▶ _DO THIS_
Copy the lines below as they are; omit the images they contain.

▶ _INFORMATION SUPPLIED_

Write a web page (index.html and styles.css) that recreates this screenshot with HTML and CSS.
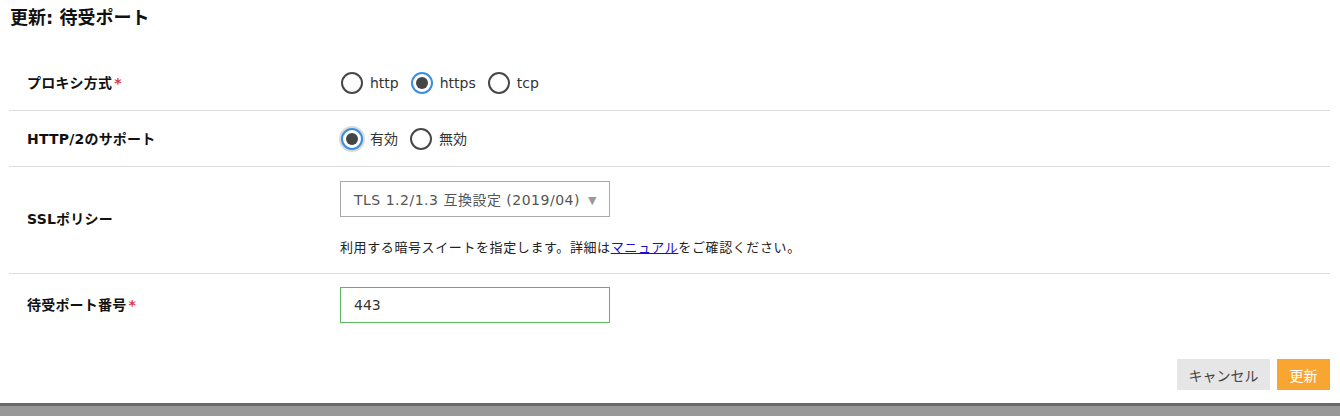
FILE: index.html
```html
<!DOCTYPE html>
<html lang="ja">
<head>
<meta charset="utf-8">
<title>更新: 待受ポート</title>
<link rel="stylesheet" href="styles.css">
</head>
<body>
<div class="page">
  <h1 class="title">更新: 待受ポート</h1>
  <div class="form">
    <div class="row row-short">
      <div class="label">プロキシ方式<span class="req">*</span></div>
      <div class="control radios">
        <label class="radio"><input type="radio" name="proto"><span>http</span></label>
        <label class="radio"><input type="radio" name="proto" checked><span>https</span></label>
        <label class="radio"><input type="radio" name="proto"><span>tcp</span></label>
      </div>
    </div>
    <div class="row row-short">
      <div class="label">HTTP/2のサポート</div>
      <div class="control radios">
        <label class="radio"><input type="radio" name="h2" class="focus" checked><span>有効</span></label>
        <label class="radio"><input type="radio" name="h2"><span>無効</span></label>
      </div>
    </div>
    <div class="row row-ssl">
      <div class="label">SSLポリシー</div>
      <div class="control">
        <div class="select"><span class="select-text">TLS 1.2/1.3 互換設定 (2019/04)</span><span class="arrow">▼</span></div>
        <p class="help">利用する暗号スイートを指定します。詳細は<a href="#">マニュアル</a>をご確認ください。</p>
      </div>
    </div>
    <div class="row row-port">
      <div class="label">待受ポート番号<span class="req">*</span></div>
      <div class="control">
        <div class="input">443</div>
      </div>
    </div>
  </div>
  <div class="actions">
    <button class="btn btn-cancel">キャンセル</button>
    <button class="btn btn-primary">更新</button>
  </div>
</div>
<div class="footer-bar"></div>
</body>
</html>
```
FILE: styles.css
```css
* { box-sizing: border-box; }
html, body { margin: 0; padding: 0; background: #fff; }
body {
  font-family: "DejaVu Sans", "Noto Sans CJK JP", sans-serif;
  color: #222;
  font-size: 14px;
  height: 416px;
  overflow: hidden;
  display: flex;
  flex-direction: column;
}
.page {
  padding: 0 10px 0 9px;
  flex: 1;
}
.title {
  margin: 0;
  height: 55px;
  padding: 6px 0 0 1px;
  font-size: 18px;
  line-height: 24px;
  font-weight: bold;
  color: #111;
}
.row {
  display: grid;
  grid-template-columns: 313px 1fr;
  align-items: center;
  padding-left: 18px;
  border-bottom: 1px solid #dcdcdc;
}
.row-short { height: 56px; }
.row-ssl { padding-top: 14px; padding-bottom: 16px; }
.row-port { border-bottom: none; padding-top: 13px; padding-bottom: 13px; }
.label {
  font-weight: bold;
  font-size: 14px;
  line-height: 20px;
  color: #111;
  letter-spacing: 0.2px;
}
.req { color: #e03a3a; margin-left: 2px; }
.radios { display: flex; align-items: center; padding-left: 1px; }
.radio {
  display: flex;
  align-items: center;
  margin-right: 12px;
  font-size: 14px;
  color: #333;
  line-height: 20px;
}
.radio input {
  appearance: none;
  -webkit-appearance: none;
  margin: 0 7px 0 0;
  width: 22px;
  height: 22px;
  border: 2px solid #484848;
  border-radius: 50%;
  background: #fff;
  display: grid;
  place-items: center;
}
.radio input:checked { border-color: #3b8fdc; }
.radio input:checked::after {
  content: "";
  width: 12px;
  height: 12px;
  border-radius: 50%;
  background: #454545;
}
.radio input.focus { box-shadow: 0 0 0 2px #dadada; }
.select {
  width: 270px;
  height: 36px;
  border: 1px solid #aaa;
  display: flex;
  align-items: center;
  padding: 0 8px 0 13px;
  font-size: 14px;
  color: #555;
  gap: 8px;
}
.select-text { letter-spacing: 0.5px; }
.arrow { color: #999; font-size: 11px; margin-top: 2px; }
.help {
  margin: 22px 0 0;
  font-size: 13px;
  line-height: 18px;
  color: #222;
  letter-spacing: 0.6px;
}
.help a { color: #1a0dcc; text-decoration: underline; }
.input {
  width: 270px;
  height: 36px;
  border: 1px solid #5cb85c;
  padding: 0 13px;
  display: flex;
  align-items: center;
  font-size: 14px;
  color: #333;
}
.actions {
  display: flex;
  justify-content: flex-end;
  gap: 7px;
  margin-top: 23px;
}
.btn {
  font-family: inherit;
  border: none;
  height: 31px;
  font-size: 14px;
  padding: 0;
  cursor: pointer;
}
.btn-cancel { background: #e6e6e6; color: #444; width: 93px; }
.btn-primary { background: #f9a532; color: #fff; width: 53px; }
.footer-bar {
  height: 13px;
  background: #999;
  border-top: 3px solid #6a6a6a;
}
```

▶ _RESPONSE_
Write a web page (index.html and styles.css) that recreates this screenshot with HTML and CSS.
FILE: index.html
```html
<!DOCTYPE html>
<html lang="ja">
<head>
<meta charset="utf-8">
<title>更新: 待受ポート</title>
<link rel="stylesheet" href="styles.css">
</head>
<body>
<div class="page">
  <h1 class="title">更新: 待受ポート</h1>
  <div class="form">
    <div class="row row-short">
      <div class="label">プロキシ方式<span class="req">*</span></div>
      <div class="control radios">
        <label class="radio"><input type="radio" name="proto"><span>http</span></label>
        <label class="radio"><input type="radio" name="proto" checked><span>https</span></label>
        <label class="radio"><input type="radio" name="proto"><span>tcp</span></label>
      </div>
    </div>
    <div class="row row-short">
      <div class="label">HTTP/2のサポート</div>
      <div class="control radios">
        <label class="radio"><input type="radio" name="h2" class="focus" checked><span>有効</span></label>
        <label class="radio"><input type="radio" name="h2"><span>無効</span></label>
      </div>
    </div>
    <div class="row row-ssl">
      <div class="label">SSLポリシー</div>
      <div class="control">
        <div class="select"><span class="select-text">TLS 1.2/1.3 互換設定 (2019/04)</span><span class="arrow">▼</span></div>
        <p class="help">利用する暗号スイートを指定します。詳細は<a href="#">マニュアル</a>をご確認ください。</p>
      </div>
    </div>
    <div class="row row-port">
      <div class="label">待受ポート番号<span class="req">*</span></div>
      <div class="control">
        <div class="input">443</div>
      </div>
    </div>
  </div>
  <div class="actions">
    <button class="btn btn-cancel">キャンセル</button>
    <button class="btn btn-primary">更新</button>
  </div>
</div>
<div class="footer-bar"></div>
</body>
</html>
```
FILE: styles.css
```css
* { box-sizing: border-box; }
html, body { margin: 0; padding: 0; background: #fff; }
body {
  font-family: "DejaVu Sans", "Noto Sans CJK JP", sans-serif;
  color: #222;
  font-size: 14px;
  height: 416px;
  overflow: hidden;
  display: flex;
  flex-direction: column;
}
.page {
  padding: 0 10px 0 9px;
  flex: 1;
}
.title {
  margin: 0;
  height: 55px;
  padding: 6px 0 0 1px;
  font-size: 18px;
  line-height: 24px;
  font-weight: bold;
  color: #111;
}
.row {
  display: grid;
  grid-template-columns: 313px 1fr;
  align-items: center;
  padding-left: 18px;
  border-bottom: 1px solid #dcdcdc;
}
.row-short { height: 56px; }
.row-ssl { padding-top: 14px; padding-bottom: 16px; }
.row-port { border-bottom: none; padding-top: 13px; padding-bottom: 13px; }
.label {
  font-weight: bold;
  font-size: 14px;
  line-height: 20px;
  color: #111;
  letter-spacing: 0.2px;
}
.req { color: #e03a3a; margin-left: 2px; }
.radios { display: flex; align-items: center; padding-left: 1px; }
.radio {
  display: flex;
  align-items: center;
  margin-right: 12px;
  font-size: 14px;
  color: #333;
  line-height: 20px;
}
.radio input {
  appearance: none;
  -webkit-appearance: none;
  margin: 0 7px 0 0;
  width: 22px;
  height: 22px;
  border: 2px solid #484848;
  border-radius: 50%;
  background: #fff;
  display: grid;
  place-items: center;
}
.radio input:checked { border-color: #3b8fdc; }
.radio input:checked::after {
  content: "";
  width: 12px;
  height: 12px;
  border-radius: 50%;
  background: #454545;
}
.radio input.focus { box-shadow: 0 0 0 2px #dadada; }
.select {
  width: 270px;
  height: 36px;
  border: 1px solid #aaa;
  display: flex;
  align-items: center;
  padding: 0 8px 0 13px;
  font-size: 14px;
  color: #555;
  gap: 8px;
}
.select-text { letter-spacing: 0.5px; }
.arrow { color: #999; font-size: 11px; margin-top: 2px; }
.help {
  margin: 22px 0 0;
  font-size: 13px;
  line-height: 18px;
  color: #222;
  letter-spacing: 0.6px;
}
.help a { color: #1a0dcc; text-decoration: underline; }
.input {
  width: 270px;
  height: 36px;
  border: 1px solid #5cb85c;
  padding: 0 13px;
  display: flex;
  align-items: center;
  font-size: 14px;
  color: #333;
}
.actions {
  display: flex;
  justify-content: flex-end;
  gap: 7px;
  margin-top: 23px;
}
.btn {
  font-family: inherit;
  border: none;
  height: 31px;
  font-size: 14px;
  padding: 0;
  cursor: pointer;
}
.btn-cancel { background: #e6e6e6; color: #444; width: 93px; }
.btn-primary { background: #f9a532; color: #fff; width: 53px; }
.footer-bar {
  height: 13px;
  background: #999;
  border-top: 3px solid #6a6a6a;
}
```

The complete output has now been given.